▶ **GIVEN INFORMATION**:
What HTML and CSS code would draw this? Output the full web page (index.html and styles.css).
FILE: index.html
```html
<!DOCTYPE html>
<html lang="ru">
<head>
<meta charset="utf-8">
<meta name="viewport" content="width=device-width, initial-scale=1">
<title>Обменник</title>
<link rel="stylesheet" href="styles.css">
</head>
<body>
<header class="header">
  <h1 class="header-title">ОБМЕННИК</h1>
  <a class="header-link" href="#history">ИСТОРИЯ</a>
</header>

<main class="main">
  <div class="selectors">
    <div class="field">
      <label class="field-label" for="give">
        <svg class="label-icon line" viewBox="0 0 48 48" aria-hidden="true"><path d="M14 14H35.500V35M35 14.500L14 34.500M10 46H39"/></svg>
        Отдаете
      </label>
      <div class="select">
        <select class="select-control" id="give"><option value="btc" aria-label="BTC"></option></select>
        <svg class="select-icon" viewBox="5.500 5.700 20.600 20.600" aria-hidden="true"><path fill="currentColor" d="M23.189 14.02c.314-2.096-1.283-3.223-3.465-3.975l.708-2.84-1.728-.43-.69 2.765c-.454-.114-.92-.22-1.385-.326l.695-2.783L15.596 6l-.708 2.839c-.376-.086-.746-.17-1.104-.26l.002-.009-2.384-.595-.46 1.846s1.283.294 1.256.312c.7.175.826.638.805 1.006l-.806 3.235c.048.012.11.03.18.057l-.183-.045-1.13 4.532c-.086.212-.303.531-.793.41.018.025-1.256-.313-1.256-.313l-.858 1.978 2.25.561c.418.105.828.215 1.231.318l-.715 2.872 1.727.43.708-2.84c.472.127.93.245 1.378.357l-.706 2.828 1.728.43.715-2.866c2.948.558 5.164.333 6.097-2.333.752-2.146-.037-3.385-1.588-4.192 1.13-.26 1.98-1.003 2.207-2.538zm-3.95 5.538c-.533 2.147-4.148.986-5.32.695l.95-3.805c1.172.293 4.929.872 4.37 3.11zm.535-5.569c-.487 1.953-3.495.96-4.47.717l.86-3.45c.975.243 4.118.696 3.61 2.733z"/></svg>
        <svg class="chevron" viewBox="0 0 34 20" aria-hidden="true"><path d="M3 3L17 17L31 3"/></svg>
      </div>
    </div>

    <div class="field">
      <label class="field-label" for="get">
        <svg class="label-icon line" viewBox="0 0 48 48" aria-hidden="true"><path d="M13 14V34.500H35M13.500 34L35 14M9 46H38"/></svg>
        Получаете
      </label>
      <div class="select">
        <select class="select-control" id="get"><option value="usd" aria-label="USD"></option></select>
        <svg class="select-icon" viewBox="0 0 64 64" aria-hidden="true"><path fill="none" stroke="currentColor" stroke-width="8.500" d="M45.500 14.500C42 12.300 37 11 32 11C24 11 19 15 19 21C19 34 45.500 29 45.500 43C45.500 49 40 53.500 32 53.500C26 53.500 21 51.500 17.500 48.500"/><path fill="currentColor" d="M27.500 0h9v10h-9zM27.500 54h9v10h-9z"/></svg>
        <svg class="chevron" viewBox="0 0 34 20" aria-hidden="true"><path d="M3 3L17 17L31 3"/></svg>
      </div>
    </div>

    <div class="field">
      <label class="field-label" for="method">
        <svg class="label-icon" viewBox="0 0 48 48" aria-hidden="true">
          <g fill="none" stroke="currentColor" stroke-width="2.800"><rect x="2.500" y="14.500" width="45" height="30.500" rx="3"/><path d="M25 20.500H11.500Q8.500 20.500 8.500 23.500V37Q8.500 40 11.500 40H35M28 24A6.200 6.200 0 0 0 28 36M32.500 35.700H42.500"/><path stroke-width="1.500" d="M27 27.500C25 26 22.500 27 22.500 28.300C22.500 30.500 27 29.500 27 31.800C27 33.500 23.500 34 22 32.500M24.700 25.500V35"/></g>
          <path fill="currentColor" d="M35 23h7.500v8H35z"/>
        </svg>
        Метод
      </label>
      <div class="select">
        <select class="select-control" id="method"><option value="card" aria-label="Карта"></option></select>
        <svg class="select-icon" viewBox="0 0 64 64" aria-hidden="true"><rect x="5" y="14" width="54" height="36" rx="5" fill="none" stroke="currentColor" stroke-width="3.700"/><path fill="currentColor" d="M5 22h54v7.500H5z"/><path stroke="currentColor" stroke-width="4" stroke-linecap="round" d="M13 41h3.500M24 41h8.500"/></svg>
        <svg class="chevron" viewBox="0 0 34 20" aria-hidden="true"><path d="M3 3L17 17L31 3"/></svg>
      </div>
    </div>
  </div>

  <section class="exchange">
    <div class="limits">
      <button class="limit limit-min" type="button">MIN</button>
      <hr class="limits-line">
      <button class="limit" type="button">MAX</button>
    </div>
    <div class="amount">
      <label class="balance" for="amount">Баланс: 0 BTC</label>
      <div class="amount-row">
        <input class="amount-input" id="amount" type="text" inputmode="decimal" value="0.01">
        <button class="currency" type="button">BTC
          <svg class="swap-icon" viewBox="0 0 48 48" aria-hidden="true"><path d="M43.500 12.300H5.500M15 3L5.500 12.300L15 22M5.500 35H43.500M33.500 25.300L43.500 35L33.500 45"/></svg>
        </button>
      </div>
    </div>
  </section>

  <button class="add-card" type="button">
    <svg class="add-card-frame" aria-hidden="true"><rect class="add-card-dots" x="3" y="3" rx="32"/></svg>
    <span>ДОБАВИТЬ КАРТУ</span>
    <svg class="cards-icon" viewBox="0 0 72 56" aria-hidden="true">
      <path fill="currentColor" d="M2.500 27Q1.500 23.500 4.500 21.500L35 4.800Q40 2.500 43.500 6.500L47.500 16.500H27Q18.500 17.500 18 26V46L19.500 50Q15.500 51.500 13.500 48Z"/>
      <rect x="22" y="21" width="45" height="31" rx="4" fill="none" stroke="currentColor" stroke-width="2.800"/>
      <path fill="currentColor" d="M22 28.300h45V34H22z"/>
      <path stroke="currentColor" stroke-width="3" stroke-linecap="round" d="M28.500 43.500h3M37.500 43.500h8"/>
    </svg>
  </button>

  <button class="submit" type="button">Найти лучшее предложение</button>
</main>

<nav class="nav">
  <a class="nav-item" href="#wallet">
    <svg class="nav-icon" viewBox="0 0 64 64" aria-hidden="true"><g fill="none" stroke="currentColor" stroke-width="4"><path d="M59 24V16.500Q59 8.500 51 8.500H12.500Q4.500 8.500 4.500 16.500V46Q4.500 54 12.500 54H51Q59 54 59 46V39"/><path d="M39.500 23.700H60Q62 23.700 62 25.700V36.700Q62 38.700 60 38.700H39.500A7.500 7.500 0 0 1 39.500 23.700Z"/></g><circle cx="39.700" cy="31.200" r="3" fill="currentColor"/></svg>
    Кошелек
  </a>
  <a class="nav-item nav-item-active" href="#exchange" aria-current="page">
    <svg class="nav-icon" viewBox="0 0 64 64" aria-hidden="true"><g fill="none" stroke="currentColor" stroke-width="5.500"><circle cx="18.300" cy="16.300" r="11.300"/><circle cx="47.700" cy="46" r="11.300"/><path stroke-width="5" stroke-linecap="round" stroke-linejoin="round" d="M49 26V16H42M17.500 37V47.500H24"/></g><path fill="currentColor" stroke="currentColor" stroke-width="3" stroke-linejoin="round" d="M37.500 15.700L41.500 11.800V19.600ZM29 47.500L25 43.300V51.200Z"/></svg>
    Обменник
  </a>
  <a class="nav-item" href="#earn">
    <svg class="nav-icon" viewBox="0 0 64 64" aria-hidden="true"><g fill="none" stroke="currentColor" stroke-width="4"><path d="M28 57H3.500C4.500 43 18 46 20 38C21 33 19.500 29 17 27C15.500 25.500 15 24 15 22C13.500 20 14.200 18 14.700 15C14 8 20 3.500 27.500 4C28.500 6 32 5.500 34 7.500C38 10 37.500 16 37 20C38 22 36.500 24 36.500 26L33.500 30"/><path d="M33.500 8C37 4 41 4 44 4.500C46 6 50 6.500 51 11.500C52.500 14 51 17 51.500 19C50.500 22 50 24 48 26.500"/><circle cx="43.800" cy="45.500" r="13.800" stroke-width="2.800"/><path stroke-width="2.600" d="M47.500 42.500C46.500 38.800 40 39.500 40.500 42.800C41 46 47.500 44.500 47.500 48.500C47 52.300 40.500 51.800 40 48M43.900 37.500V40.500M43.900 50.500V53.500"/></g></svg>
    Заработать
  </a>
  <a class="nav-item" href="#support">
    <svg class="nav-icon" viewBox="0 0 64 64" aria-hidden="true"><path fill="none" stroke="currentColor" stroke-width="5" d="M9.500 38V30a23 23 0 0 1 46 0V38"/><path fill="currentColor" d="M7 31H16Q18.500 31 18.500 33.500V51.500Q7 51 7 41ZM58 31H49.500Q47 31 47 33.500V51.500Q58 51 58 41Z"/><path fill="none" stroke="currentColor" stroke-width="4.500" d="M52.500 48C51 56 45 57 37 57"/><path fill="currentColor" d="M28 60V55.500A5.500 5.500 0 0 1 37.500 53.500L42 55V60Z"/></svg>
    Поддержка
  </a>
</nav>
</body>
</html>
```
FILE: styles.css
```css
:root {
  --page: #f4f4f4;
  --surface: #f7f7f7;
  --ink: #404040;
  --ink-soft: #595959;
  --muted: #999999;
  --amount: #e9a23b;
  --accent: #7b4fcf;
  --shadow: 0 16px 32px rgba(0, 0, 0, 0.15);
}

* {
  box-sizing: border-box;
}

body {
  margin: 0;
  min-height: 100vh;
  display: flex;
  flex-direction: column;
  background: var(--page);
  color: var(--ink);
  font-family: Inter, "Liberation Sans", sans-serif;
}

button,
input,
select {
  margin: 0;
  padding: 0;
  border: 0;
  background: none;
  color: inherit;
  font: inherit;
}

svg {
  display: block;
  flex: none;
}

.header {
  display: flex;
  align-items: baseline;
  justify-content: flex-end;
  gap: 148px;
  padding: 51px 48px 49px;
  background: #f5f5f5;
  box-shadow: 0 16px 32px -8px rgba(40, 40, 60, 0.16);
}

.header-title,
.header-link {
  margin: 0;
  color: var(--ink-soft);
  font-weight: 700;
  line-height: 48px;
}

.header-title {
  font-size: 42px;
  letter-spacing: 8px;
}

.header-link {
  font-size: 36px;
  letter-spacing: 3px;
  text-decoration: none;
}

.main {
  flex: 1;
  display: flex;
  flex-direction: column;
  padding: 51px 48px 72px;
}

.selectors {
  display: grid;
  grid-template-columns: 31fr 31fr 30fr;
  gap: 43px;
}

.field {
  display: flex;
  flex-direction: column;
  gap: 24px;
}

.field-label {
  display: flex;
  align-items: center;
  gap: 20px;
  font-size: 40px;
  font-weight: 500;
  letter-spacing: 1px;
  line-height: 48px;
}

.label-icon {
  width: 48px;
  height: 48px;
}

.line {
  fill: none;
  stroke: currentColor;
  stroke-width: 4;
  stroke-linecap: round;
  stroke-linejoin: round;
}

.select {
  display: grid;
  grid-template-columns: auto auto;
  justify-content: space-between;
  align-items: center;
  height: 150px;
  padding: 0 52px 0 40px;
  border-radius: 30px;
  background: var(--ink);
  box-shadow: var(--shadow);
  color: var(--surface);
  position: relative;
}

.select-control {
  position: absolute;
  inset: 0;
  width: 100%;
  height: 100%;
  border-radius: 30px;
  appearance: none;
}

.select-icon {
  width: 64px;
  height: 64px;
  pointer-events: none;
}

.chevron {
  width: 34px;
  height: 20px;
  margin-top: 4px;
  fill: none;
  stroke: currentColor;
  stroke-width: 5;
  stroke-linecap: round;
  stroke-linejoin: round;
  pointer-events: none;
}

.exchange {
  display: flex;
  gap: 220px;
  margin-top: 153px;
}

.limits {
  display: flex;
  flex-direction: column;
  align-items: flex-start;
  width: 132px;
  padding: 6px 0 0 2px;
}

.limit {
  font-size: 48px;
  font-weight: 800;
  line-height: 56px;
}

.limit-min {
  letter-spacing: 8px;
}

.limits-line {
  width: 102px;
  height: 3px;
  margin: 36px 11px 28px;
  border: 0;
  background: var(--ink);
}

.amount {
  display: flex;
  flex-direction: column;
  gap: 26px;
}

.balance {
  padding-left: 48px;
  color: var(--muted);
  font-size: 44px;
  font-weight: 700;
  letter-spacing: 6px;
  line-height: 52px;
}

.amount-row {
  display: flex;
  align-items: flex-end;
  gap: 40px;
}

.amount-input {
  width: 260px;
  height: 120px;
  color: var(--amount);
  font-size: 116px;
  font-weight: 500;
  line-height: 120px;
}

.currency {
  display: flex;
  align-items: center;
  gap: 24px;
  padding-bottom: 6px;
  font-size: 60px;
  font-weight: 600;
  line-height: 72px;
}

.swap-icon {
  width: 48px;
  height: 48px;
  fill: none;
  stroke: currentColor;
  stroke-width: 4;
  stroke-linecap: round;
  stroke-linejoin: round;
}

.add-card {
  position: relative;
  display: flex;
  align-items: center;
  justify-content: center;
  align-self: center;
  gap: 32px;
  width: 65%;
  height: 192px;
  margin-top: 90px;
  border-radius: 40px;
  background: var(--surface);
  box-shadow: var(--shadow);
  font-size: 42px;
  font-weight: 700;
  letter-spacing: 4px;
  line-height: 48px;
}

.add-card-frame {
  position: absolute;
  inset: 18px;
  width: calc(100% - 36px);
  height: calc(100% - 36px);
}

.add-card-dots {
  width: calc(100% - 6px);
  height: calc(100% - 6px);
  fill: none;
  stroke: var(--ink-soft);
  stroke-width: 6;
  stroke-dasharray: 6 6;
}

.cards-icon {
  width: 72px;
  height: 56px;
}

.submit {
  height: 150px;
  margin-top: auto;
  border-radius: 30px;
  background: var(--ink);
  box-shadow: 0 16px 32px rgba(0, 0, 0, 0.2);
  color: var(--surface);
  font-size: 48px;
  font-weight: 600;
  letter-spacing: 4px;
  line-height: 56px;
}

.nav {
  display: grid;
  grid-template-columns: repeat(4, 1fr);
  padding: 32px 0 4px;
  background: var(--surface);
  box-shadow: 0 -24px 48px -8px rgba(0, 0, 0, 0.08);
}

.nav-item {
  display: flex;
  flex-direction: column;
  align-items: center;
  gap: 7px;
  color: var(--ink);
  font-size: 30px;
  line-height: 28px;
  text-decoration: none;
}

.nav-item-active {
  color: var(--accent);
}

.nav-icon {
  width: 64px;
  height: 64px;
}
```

▶ **JOB**: Pick out all lines from the data above in which the word "styles" appears.

▶ **RESULT FOR THIS TASK**:
What HTML and CSS code would draw this? Output the full web page (index.html and styles.css).
<link rel="stylesheet" href="styles.css">
FILE: styles.css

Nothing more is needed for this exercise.